Management Matters
10/04/2011
Various administrative disciplines, including education administration, have long debated whether there is a difference between "leadership" and "management." Conventional wisdom seems to hold that what organizations need are more leaders and fewer administrators with an exclusively management focus. In education especially, this has led to a major emphasis on instructional leadership as the defining capacity of an effective school administrator.
A number of important authors have pointed out that this is a false dichotomy, however. Large organizations require some degree of effective bureaucratic management to be successful, but when the organizations in question are schools, effective management must always be in the service of supporting high levels of student learning (for a vivid example of this perspective, see Deal and Peterson, The Leadership Paradox: Balancing Logic and Artistry in Schools).
Still, our emphasis of late has been on instructional leadership rather than organizational management for good reasons. There is a recognition that in the past some principals may not have been effective instructional leaders, but in today's accountability-driven educational environments, they must understand effective instruction and build capacity for improved teaching and learning. This perspective has been so prevalent that some have dismissed organizational management as being relatively unimportant in today's schools, or at least a capacity that can be delegated to others.
But a new study published in the American Educational Research Journal suggests that principals who effectively carry out tasks associated with organizational management may also be building the best environment for high-levels of student achievement. (Full text unavailable; an earlier version of the study, conducted by Jason Grissom and Susanna Loeb, is available here).
Grissom and Loeb's study, which examined principals in the Miami-Dade County Public Schools, is important for a number of reasons. First, it is built around a survey of principal tasks (rather than just behaviors, as in many previous studies) by which principals rate their effectiveness (so the focus is not merely on whether the principal does the task, but how well he or she does them). Using factor analysis, the authors were able to group these tasks into four major categories: instruction management, internal relations, organizational management, administration, and external relations, and use regression analysis techniques to determine which tasks, done effectively, best predicted higher levels of student achievement.
The organizational management tasks were the only category that, for this sample, significantly predicted positive student learning outcomes. Organizational management tasks included the following:
- Developing a safe school environment
- Dealing with concerns from the staff
- Managing budgets and resources
- Hiring personnel
- Managing personal, school-related schedule
- Maintaining campus facilities
- Managing non-instructional staff
- Interacting/networking with other principals
The authors also found that these tasks predicted teacher satisfication and parents' ratings of school performance.
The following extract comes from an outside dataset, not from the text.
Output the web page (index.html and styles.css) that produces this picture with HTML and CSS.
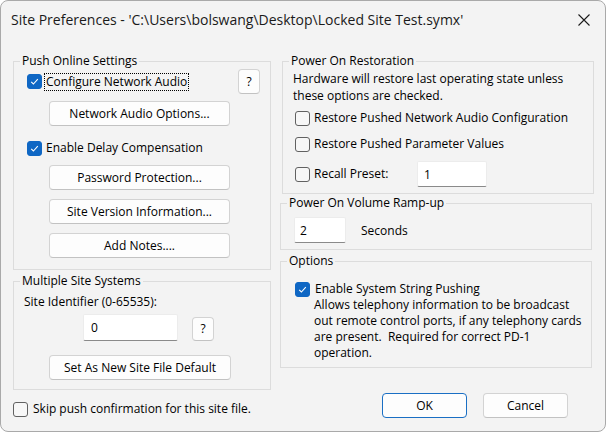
FILE: index.html
```html
<!DOCTYPE html>
<html lang="en">
<head>
    <meta charset="UTF-8">
    <meta name="viewport" content="width=device-width, initial-scale=1.0">
    <title>Site Preferences</title>
    <link rel="stylesheet" href="styles.css">
</head>
<body>

<div class="window">
    <div class="titlebar">
        <span class="title">Site Preferences - 'C:\Users\bolswang\Desktop\Locked Site Test.symx'</span>
        <svg class="close" width="12" height="12" viewBox="0 0 12 12">
            <path d="M0.5 0.5 L11.5 11.5 M11.5 0.5 L0.5 11.5" stroke="#1b1b1b" stroke-width="1.1" fill="none"/>
        </svg>
    </div>

    <div class="content">
        <div class="col left">
            <fieldset class="group push">
                <legend>Push Online Settings</legend>
                <div class="body">
                    <div class="row first">
                        <label class="check">
                            <span class="box checked"><svg width="13" height="13" viewBox="0 0 13 13"><path d="M3.2 6.8 L5.4 9 L9.8 4.2" stroke="#fff" stroke-width="1.1" fill="none"/></svg></span>
                            <span class="focused">Configure Network Audio</span>
                        </label>
                        <button class="btn help">?</button>
                    </div>
                    <button class="btn wide net-opts">Network Audio Options...</button>
                    <label class="check delay">
                        <span class="box checked"><svg width="13" height="13" viewBox="0 0 13 13"><path d="M3.2 6.8 L5.4 9 L9.8 4.2" stroke="#fff" stroke-width="1.1" fill="none"/></svg></span>
                        <span>Enable Delay Compensation</span>
                    </label>
                    <button class="btn wide pw">Password Protection...</button>
                    <button class="btn wide stacked">Site Version Information...</button>
                    <button class="btn wide stacked">Add Notes....</button>
                </div>
            </fieldset>

            <fieldset class="group multi">
                <legend>Multiple Site Systems</legend>
                <div class="body">
                    <div class="field-label">Site Identifier (0-65535):</div>
                    <div class="id-row">
                        <input class="text site-id" type="text" value="0">
                        <button class="btn help small">?</button>
                    </div>
                    <button class="btn set-default">Set As New Site File Default</button>
                </div>
            </fieldset>

            <label class="check skip">
                <span class="box"></span>
                <span>Skip push confirmation for this site file.</span>
            </label>
        </div>

        <div class="col right">
            <fieldset class="group restore">
                <legend>Power On Restoration</legend>
                <div class="body">
                    <p class="note">Hardware will restore last operating state unless<br>these options are checked.</p>
                    <label class="check r1"><span class="box"></span><span>Restore Pushed Network Audio Configuration</span></label>
                    <label class="check r2"><span class="box"></span><span>Restore Pushed Parameter Values</span></label>
                    <div class="preset-row">
                        <label class="check preset"><span class="box"></span><span>Recall Preset:</span></label>
                        <input class="text preset-num" type="text" value="1">
                    </div>
                </div>
            </fieldset>

            <fieldset class="group ramp">
                <legend>Power On Volume Ramp-up</legend>
                <div class="body">
                    <input class="text ramp-num" type="text" value="2">
                    <span class="unit">Seconds</span>
                </div>
            </fieldset>

            <fieldset class="group options">
                <legend>Options</legend>
                <div class="body">
                    <label class="check"><span class="box checked"><svg width="13" height="13" viewBox="0 0 13 13"><path d="M3.2 6.8 L5.4 9 L9.8 4.2" stroke="#fff" stroke-width="1.1" fill="none"/></svg></span><span>Enable System String Pushing</span></label>
                    <p class="desc">Allows telephony information to be broadcast<br>out remote control ports, if any telephony cards<br>are present.&nbsp; Required for correct PD-1<br>operation.</p>
                </div>
            </fieldset>

            <div class="actions">
                <button class="btn action default">OK</button>
                <button class="btn action">Cancel</button>
            </div>
        </div>
    </div>
</div>

</body>
</html>
```

FILE: styles.css
```css
body {
    margin: 0;
    background-color: #fff;
    font-family: "Segoe UI", "Open Sans", sans-serif;
    font-size: 12px;
    color: #000;
}
.window {
    box-sizing: border-box;
    width: 606px;
    height: 432px;
    border: 1px solid #a9a9a9;
    border-radius: 8px;
    background-color: #f3f3f3;
    overflow: hidden;
}
.titlebar {
    height: 40px;
    box-sizing: border-box;
    display: flex;
    align-items: center;
    justify-content: space-between;
    padding: 0 15px 3px 10px;
}
.title {
    font-size: 14px;
    color: #1a1a1a;
}
.content {
    display: flex;
    gap: 9px;
    padding: 12px 0 0 12px;
}
.col {
    display: flex;
    flex-direction: column;
}
.left {
    width: 258px;
}
.right {
    width: 314px;
}

/* group boxes */
.group {
    margin: 0;
    padding: 0;
    min-width: 0;
    border: 1px solid #dcdcdc;
}
.group legend {
    margin-left: 6px;
    padding: 0 2px;
    line-height: 16px;
}
.group .body {
    display: flex;
    flex-direction: column;
    align-items: flex-start;
}

/* buttons */
.btn {
    box-sizing: border-box;
    font: inherit;
    color: #000;
    background-color: #fdfdfd;
    border: 1px solid #d3d3d3;
    border-bottom-color: #c2c2c2;
    border-radius: 4px;
    padding: 0;
    height: 25px;
    line-height: 22px;
    text-align: center;
}
.btn.wide {
    width: 181px;
    margin-left: 22px;
}
.btn.help {
    width: 22px;
}
.btn.help.small {
    height: 24px;
    width: 22px;
    margin-left: 14px;
}
.btn.default {
    border-color: #1a6fc4;
}

/* checkboxes */
.check {
    display: flex;
    align-items: center;
    gap: 4px;
    height: 16px;
    line-height: 16px;
    white-space: nowrap;
}
.box {
    box-sizing: border-box;
    width: 15px;
    height: 15px;
    flex: none;
    border: 1px solid #616161;
    border-radius: 3px;
    background-color: #f7f7f7;
    display: flex;
    align-items: center;
    justify-content: center;
}
.box.checked {
    background-color: #0f67c4;
    border-color: #0f67c4;
}
.focused {
    outline: 1px dotted #000;
    padding: 0 1px;
    margin-left: -1px;
}

/* text fields */
.text {
    box-sizing: border-box;
    font: inherit;
    color: #000;
    background-color: #fff;
    border: 1px solid #ececec;
    border-bottom-color: #8a8a8a;
    border-radius: 2px;
    padding: 0 6px;
    outline: none;
}

/* push online settings */
.push .body {
    padding: 0 10px 11px 13px;
}
.push .row {
    display: flex;
    align-items: center;
    align-self: stretch;
    justify-content: space-between;
    height: 25px;
}
.net-opts {
    margin-top: 7px;
}
.delay {
    margin-top: 14px;
}
.pw {
    margin-top: 9px;
}
.stacked {
    margin-top: 9px;
}

/* multiple site systems */
.multi {
    margin-top: 3px;
}
.multi .body {
    padding: 5px 0 9px 10px;
}
.field-label {
    line-height: 16px;
}
.id-row {
    display: flex;
    align-items: flex-end;
    margin-top: 4px;
    margin-left: 59px;
}
.site-id {
    width: 95px;
    height: 27px;
    padding-left: 7px;
}
.btn.set-default {
    width: 182px;
    margin-top: 14px;
    margin-left: 25px;
}
.skip {
    margin-top: 11px;
    gap: 5px;
}

/* power on restoration */
.restore {
    margin-left: 2px;
}
.restore .body {
    padding: 1px 0 6px 10px;
}
.note {
    margin: 0;
    line-height: 17px;
}
.r1 {
    margin-top: 6px;
    margin-left: 2px;
}
.r2 {
    margin-top: 10px;
    margin-left: 2px;
}
.preset-row {
    display: flex;
    align-items: center;
    margin-top: 9px;
    margin-left: 2px;
}
.preset {
    width: 122px;
}
.preset-num {
    width: 70px;
    height: 26px;
}

/* volume ramp */
.ramp {
    margin-top: 1px;
    margin-right: 2px;
}
.ramp .body {
    flex-direction: row;
    align-items: center;
    padding: 6px 0 6px 13px;
}
.ramp-num {
    width: 52px;
    height: 26px;
    padding-left: 5px;
}
.unit {
    margin-left: 15px;
}

/* options */
.options {
    margin-top: 3px;
    margin-right: 2px;
}
.options .body {
    padding: 12px 0 6px 14px;
}
.options .check {
    gap: 5px;
}
.desc {
    margin: 0 0 0 19px;
    line-height: 16px;
}

.actions {
    display: flex;
    justify-content: flex-end;
    gap: 16px;
    margin-top: 25px;
    padding-right: 26px;
}
.btn.action {
    width: 85px;
}
```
In an additional effort to triangulate results, the authors found that assistant principals' ratings of their principals performance on these tasks followed the same pattern. Interestingly, effectiveness in instructional management tasks was not related to any of these variables in this particular study.
Grissom and Loeb are careful to emphasize that their findings do not suggest another pendulum swing is in order, whereby we might now focus on organizational management instead of instructional leadership. Rather, they believe their study indicates how both instructional and organizational management support each other in a natural and necessary sort of way:
Rather, we might conceive of effective instructional leadership as combining an understanding of the instructional needs of the school with an ability to target resources where they are needed, hire the best available teachers, and keep the school running smoothly. At the margins, principal efficacy in these latter functions may be more important for school effectiveness than previous work has articualted. Principals devoting significant energy to becoming instructional leaders--in the narrow sense--are unlikely to see school improvement unless they increase their capacity for Oragnizational Management as well.
These findings emphasize a key point: no matter how important instructional leadership is for today's principals, if the key tasks of organizational management are done ineffectively, school culture and climate, parent perceptions, and ultimately student learning will suffer as a result.
Grissom, J. A., & Loeb, S. (2011). Triangulating principal effectiveness: How perspectives of parents, teachers, and assistant principals identify the central importance of managerial skills. American Educational Research Journal 48(5), 1091-1123.